De Algemene Onderwijsbond (AOb) heeft onlangs een Nationaal Onderwijs Actieplan uitgebracht. Zijn eerste speerpunt betreft de leraarsbevoegdheid: geen onbevoegde leraren voor de klas. De bond laat echter niet het achterste van zijn tong zien. Hoe staat de AOb tegenover het inzetten van onderbevoegden en andersbevoegden?

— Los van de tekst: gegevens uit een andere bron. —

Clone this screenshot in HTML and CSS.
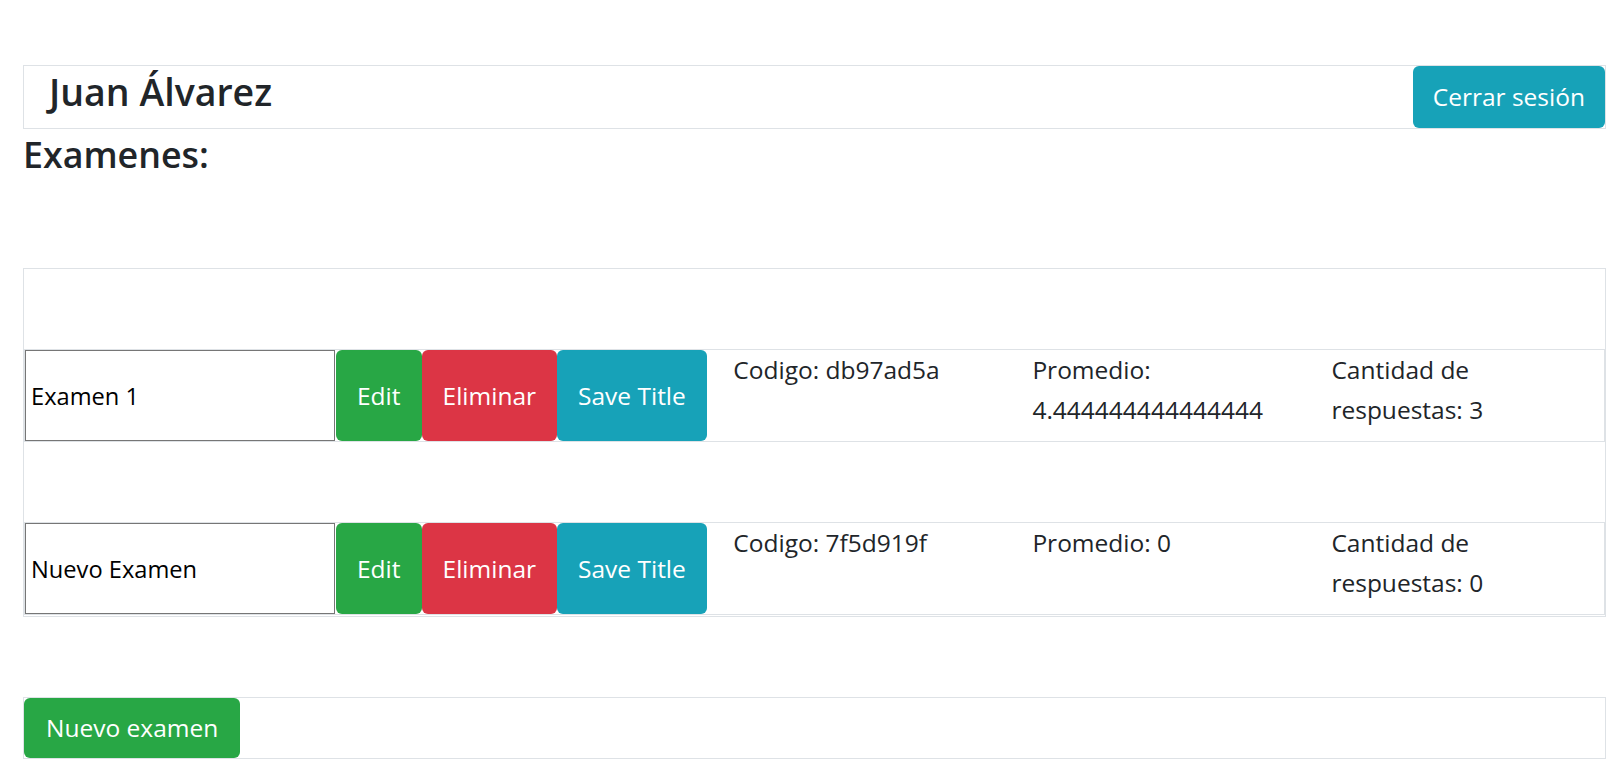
FILE: index.html
```html
<!DOCTYPE html>
<html lang="es">
<head>
<meta charset="utf-8">
<title>Examenes</title>
<link rel="stylesheet" href="styles.css">
</head>
<body>
<div class="page">
  <header class="user-bar">
    <h3 class="user-name">Juan Álvarez</h3>
    <button class="btn btn-info btn-logout">Cerrar sesión</button>
  </header>
  <h4 class="section-title">Examenes:</h4>
  <div class="exam-list">
    <div class="exam-row">
      <input class="exam-title" type="text" value="Examen 1">
      <button class="btn btn-success">Edit</button>
      <button class="btn btn-danger">Eliminar</button>
      <button class="btn btn-info">Save Title</button>
      <div class="exam-cell">Codigo: db97ad5a</div>
      <div class="exam-cell">Promedio: 4.444444444444444</div>
      <div class="exam-cell">Cantidad de respuestas: 3</div>
    </div>
    <div class="exam-row">
      <input class="exam-title" type="text" value="Nuevo Examen">
      <button class="btn btn-success">Edit</button>
      <button class="btn btn-danger">Eliminar</button>
      <button class="btn btn-info">Save Title</button>
      <div class="exam-cell">Codigo: 7f5d919f</div>
      <div class="exam-cell">Promedio: 0</div>
      <div class="exam-cell">Cantidad de respuestas: 0</div>
    </div>
  </div>
  <div class="footer-bar">
    <button class="btn btn-success btn-new">Nuevo examen</button>
  </div>
</div>
</body>
</html>
```
FILE: styles.css
```css
* { box-sizing: border-box; }
html, body { margin: 0; background: #fff; }
body {
  font-family: "Open Sans", "Noto Sans", sans-serif;
  color: #212529;
  font-size: 24.5px;
  line-height: 40px;
}
.page {
  padding: 65px 5px 0 23px;
}
.user-bar {
  display: flex;
  justify-content: space-between;
  align-items: stretch;
  height: 64px;
  border: 1px solid #dee2e6;
}
.user-name {
  margin: 3px 0 0 0;
  padding-left: 25px;
  font-size: 37.5px;
  line-height: 45px;
  font-weight: 600;
  color: #212529;
}
.section-title {
  margin: 4px 0 0 0;
  font-size: 35.8px;
  line-height: 43px;
  font-weight: 600;
  color: #212529;
}
.btn {
  font-family: "Open Sans", "Noto Sans", sans-serif;
  font-size: 24.5px;
  line-height: 36px;
  font-weight: 400;
  color: #fff;
  border: none;
  border-radius: 6px;
  padding: 0 21px;
  margin: 0;
  cursor: pointer;
}
.btn-success { background: #28a745; }
.btn-danger { background: #dc3545; }
.btn-info { background: #17a2b8; }
.btn-logout { padding: 0 20px; }
.exam-list {
  margin-top: 92px;
  border: 1px solid #dee2e6;
  padding-bottom: 1px;
}
.exam-row {
  display: flex;
  align-items: stretch;
  height: 93px;
  margin-top: 80px;
  border: 1px solid #dee2e6;
}
.exam-title {
  width: 310px;
  margin: 0 1px 0 0;
  padding: 0 5px;
  border: 1px solid #767676;
  border-radius: 0;
  font-family: "Open Sans", "Noto Sans", sans-serif;
  font-size: 23.65px;
  color: #000;
  background: #fff;
  outline: none;
}
.exam-cell {
  flex: 1 1 0;
  padding: 0 24px 0 26.5px;
  min-width: 0;
}
.footer-bar {
  display: flex;
  height: 62px;
  margin-top: 80px;
  border: 1px solid #dee2e6;
}
.btn-new { padding: 0 22px; }
```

In elk geval vindt de AOb dat leraren niet verplicht mogen worden om een ander vak te geven dan waarvoor ze bevoegd zijn, en dat onbevoegde (c.q. onder- of anders­bevoegde?) leraren alle mogelijk­heden moeten krijgen om de vereiste bevoegdheid alsnog te behalen.
De voorzitter van de vakbond Leraren In Actie (LIA) heeft een concreet voorstel (Volks­krant 25/3/2013 p.25): Wees open over niet-bevoegde leraren. Laat de overheid van de scholen eisen dat ze in de schoolgids publiceren welke lessen in het des­betreffende schooljaar door onbevoegden (c.q. onder- of andersbevoegden) gegeven worden. De voorzitter vindt dus dat scholen met de billen bloot moeten en dat ze zich op deze manier jegens leerlingen en ouders moeten verantwoorden over de kwaliteit van de lessen.
Maar LIA zou het ook kunnen omdraaien: wij doen een dringend beroep op onze werk­gevers dat ze iedere onderwijs­professional in de gelegenheid stellen op de schoolwebsite een persoonlijke pagina te openen waarin hij/zij zich presenteert met een pasfoto en met gegevens over zijn/haar behaalde diploma’s en kwalificaties. Want integere professionals willen zich graag jegens hun cliënten verantwoorden over de reikwijdte en grenzen van hun vakbekwaamheid. In de beroepscode van universitaire docenten en onderzoekers (p.6) is zo’n persoonlijke pagina zelfs verplicht gesteld. Maar bij hen dient dat vooral een ander integriteitsdoel, namelijk om opgave te doen van nevenfuncties die tot belangen­verstrengeling zouden kunnen leiden.

4 reacties op “Leraarsbevoegdheid: met de billen bloot”

  1. De vakbond LIA bericht op zijn website (26/3/2013) dat het Volkskrantartikel het standpunt van de bond weergeeft, dat op 25 maart ook per brief ter kennis van de staatssecretaris is gebracht.